Low-income college students may be eligible for nutrition assistance through the Supplemental Nutrition Assistance Program (SNAP). The first step in determining eligibility is to meet the income guidelines for your household size. In addition, college students are subject to the following requirements:
If you’re between the ages of 18-49 and enrolled as at least a half-time students in an institution of higher education*, you must meet at least ONE of the criteria below in addition to income eligibility.
*Institution of higher education means any institution that normally requires a high school diploma or GED for enrollment. It does not apply to most job training programs.
- Work 20 hours on average each week -OR-
- Have been issued a Work Study Award letter -OR-
- Are responsible for the care of a child under age 6 -OR-
- Have a child between ages 6-12 and do not have adequate child care -OR-
- Have a disability that limits your ability to work (verified by a letter from a medical provider) -OR-
- Have $0 expected family contribution on the FAFSA (verified by the Financial Aid Office). (this is a temporary exemption during COVID-19 health emergency).
If any of the criteria above apply to you, you may be eligible for SNAP benefits. (Exception: students who have a meal plan through their school that covers greater than 50% of their meals cannot receive SNAP benefits.)
If you are a student over the age of 49 or you are enrolled in school less than part-time, you do not have to meet the above guidelines. You will still have to meet SNAP income guidelines.
In order to determine eligibility, the following criteria apply to income and expenses:
- Grants and loans, which cover tuition costs, are not counted as income
- However, financial aid received through the Veterans Administration or private scholarships do count as income
- If you live separately from your parent of legal guardian, you will not have to report their income.
- However, if you are under the age of 22 and still live with your parents/guardians, you must apply with your parents
- If you live with roommates but do not share food costs, you can apply as a separate household.
- You must still meet these criteria, even on breaks from school.
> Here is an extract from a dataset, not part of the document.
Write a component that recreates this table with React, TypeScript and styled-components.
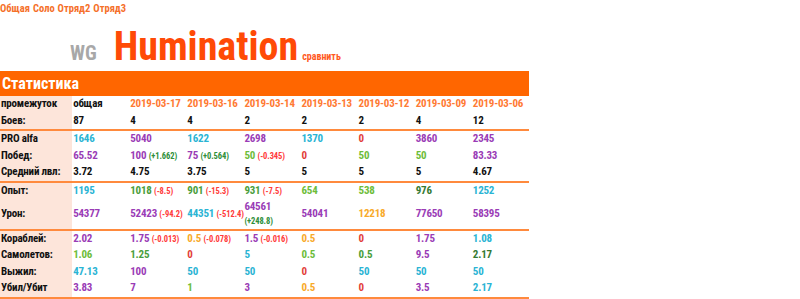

- Students may defer federal student loan payments while receiving SNAP benefits without incurring interest charges.
SNAP Eligibility Guidelines
Generally, there are two step to eligibility: a gross income test and a net income test.
Step 1: The Gross Income Test
|Monthly Gross Income||$1,987||$2,686||$3,386||$4,087|
A household may be eligible for SNAP if its combined monthly gross income is below the amount in the chart. The monthly gross income includes income from all sources (earned and unearned) before deductions such as taxes or health insurance. If the household’s income is below the gross income guideline, it may be eligible for benefits by meeting the net income test, Step 2.
Step 2: The Net Income Test
A household is likely eligible for SNAP if it meets the net income test. The net income is determined by the Department of Human Services where they subtract certain deductions from the household’s monthly gross income, primarily housing, heating, and child care costs.
Households with 1 or 2 members may be eligible without meeting the net income test.
Step 3: If you appear to be eligible, you should apply!